By: Chris Nickson - Updated: 6 Jan 2013 | comments*Discuss
 
Spelling Texting Text Messages Mobile

The technology age has brought drastic changes to the spelling and grammar of the English language, perhaps the greatest and the sharpest they’ve undergone. Even as we communicate more by text messages on mobile phones and instant messaging, we’ve created a divide and controversy about the way words are spelt and used.

How The Spelling Divide Happened

Texting and instant messaging use short messages – going back a few years there was a limit of 160 characters in a mobile phone text message (hence the SMS name, from short messages). To make everything count, people began abbreviating words, so you became u, are became r, and so on.

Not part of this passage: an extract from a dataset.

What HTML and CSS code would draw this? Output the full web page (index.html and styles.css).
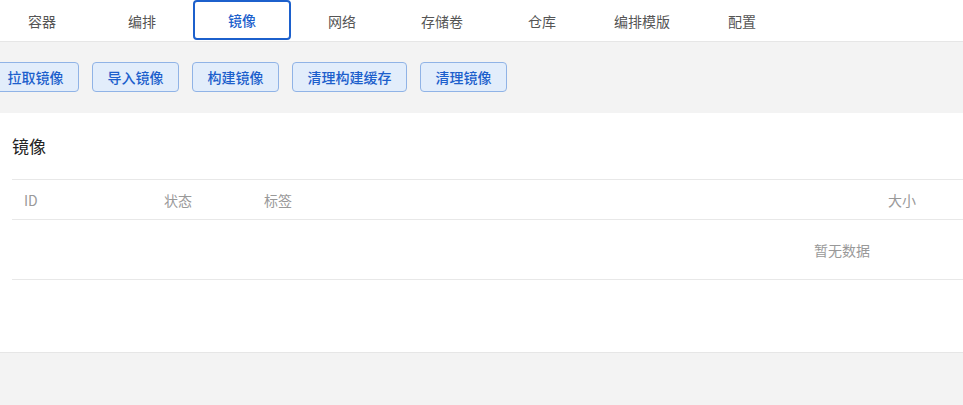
FILE: index.html
```html
<!DOCTYPE html>
<html lang="zh-CN">
<head>
  <meta charset="UTF-8" />
  <meta name="viewport" content="width=device-width, initial-scale=1.0"/>
  <title>镜像</title>
  <link rel="stylesheet" href="styles.css">
</head>
<body>
  <div class="app">
    <div class="tabs">
      <div class="tab">容器</div>
      <div class="tab">编排</div>
      <div class="tab active">镜像</div>
      <div class="tab">网络</div>
      <div class="tab">存储卷</div>
      <div class="tab">仓库</div>
      <div class="tab">编排模版</div>
      <div class="tab">配置</div>
    </div>

    <div class="toolbar">
      <button class="btn">拉取镜像</button>
      <button class="btn">导入镜像</button>
      <button class="btn">构建镜像</button>
      <button class="btn">清理构建缓存</button>
      <button class="btn">清理镜像</button>
    </div>

    <div class="card">
      <h2 class="card-title">镜像</h2>
      <table class="table">
        <thead>
          <tr>
            <th class="col-id">ID</th>
            <th class="col-status">状态</th>
            <th class="col-tag">标签</th>
            <th>大小</th>
          </tr>
        </thead>
        <tbody>
          <tr>
            <td colspan="4" class="empty">暂无数据</td>
          </tr>
        </tbody>
      </table>
    </div>
  </div>
</body>
</html>
```

FILE: styles.css
```css
* {
  margin: 0;
  padding: 0;
  box-sizing: border-box;
}

body {
  font-family: "Noto Sans CJK SC", "Noto Sans", sans-serif;
  background: #f3f3f3;
  color: #333;
  overflow: hidden;
}

.app {
  margin-left: -8px;
  width: 1700px;
}

.tabs {
  display: flex;
  height: 42px;
  background: white;
  border-bottom: 1px solid #e6e6e6;
}

.tab {
  width: 98px;
  height: 41px;
  margin: 0 1px;
  display: flex;
  align-items: center;
  justify-content: center;
  font-size: 14px;
  color: #555;
}

.tab.active {
  height: 40px;
  border: 2px solid #1c60cc;
  border-radius: 4px;
  color: #1c60cc;
  font-weight: 500;
}

.toolbar {
  display: flex;
  gap: 13px;
  padding: 20px 0 21px;
}

.btn {
  height: 30px;
  padding: 0 14.5px;
  font-family: inherit;
  font-size: 14px;
  font-weight: 500;
  color: #1c5fcc;
  background: #e2edfb;
  border: 1px solid #90b3e6;
  border-radius: 4px;
}

.card {
  background: white;
  padding: 0 20px 72px;
  border-bottom: 1px solid #e6e6e6;
}

.card-title {
  font-size: 17px;
  font-weight: 400;
  color: #222;
  line-height: 26px;
  padding-top: 20px;
  margin-bottom: 20px;
}

.table {
  width: 1660px;
  border-collapse: collapse;
  border-top: 1px solid #e8e8e8;
}

.table th {
  height: 40px;
  padding: 0 12px;
  text-align: left;
  font-size: 14px;
  font-weight: 400;
  color: #999;
  border-bottom: 1px solid #e8e8e8;
}

.col-id {
  width: 140px;
}

.col-status {
  width: 100px;
}

.col-tag {
  width: 624px;
}

.empty {
  height: 60px;
  text-align: center;
  font-size: 14px;
  color: #999;
  border-bottom: 1px solid #e8e8e8;
}
```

These short cuts, after being initially baffling, soon proved popular, especially with the young – who were the people mostly using text messages and instant messaging. Not only did the spelling allow for quick communication, it also helped differentiate them by offering a language of their own that was also, in its way, somewhat rebellious and guaranteed to annoy an older generation who’d grown up learning and living by the traditional rules of spelling.

It’s been adopted and increased as successive waves have come along, finding abbreviations all over the place, such as 2 for to, 4 for 4, and simply shortening words, so text becomes txt, for instance.

How The Spelling Divide Has Developed

What’s proved interesting is that a lot of people who would never dream of writing anything other than grammatical English with excellent spelling have adopted what’s become known as textspeak when they use their mobile phones for texting, simply because of the convenience.

Others abhor it, and refuse to use anything but proper English. That creates a divide, but it’s hardly the real problem. The big problem comes when the young think of textspeak as normal, proper English and begin using it in class or at work. That’s happened, they’ve even regurgitated it in exams, which has left teachers and many others disconcerted.

Of course, many young people can and do differentiate between textspeak and proper English, using each appropriately, and there it’s fine. However, there are those who can’t or don’t know the difference or refuse to use it.

What The Spelling Divide Means

The spelling divide has, in effect, created a new strand of the English language. The people using it understand each other perfectly, and many of the abbreviations have become commonplace. The whole idea is communication with speed, and to communicate it has to be readily understandable, which it is.

Textspeak will never replace proper English; that much is a given. But it will certainly exist in parallel, as it does now. As long as those in school learn to use English properly (and with doubts about teaching and spelling, there will be some who wonder if this can work), everything is fine, if they understand when it’s appropriate to use textspeak and when it’s not acceptable.

The danger comes if that balance ever shifts, the English language – at least the way most of us use it – could become undervalued and a thing of the past. Languages do develop and change (modern English is a very different beast to that of Shakepeare’s day, for example), but this would mark the most radical shift.

There’s no reason the two can’t continue to co-exist, as they have done for a few years now. Textspeak, with all its short spelling, serves its purpose perfectly for mobile phone texting and instant messaging. It’s streamlined and efficient, a solution developed from the ground up for the communication age.

The one thing it’s not, which true language always should be, is a thing of beauty, capable of expressing emotions and descriptions. Of course, it was never meant to be that. Accept it for what it is, and make sure it doesn’t take over, and everything is fine.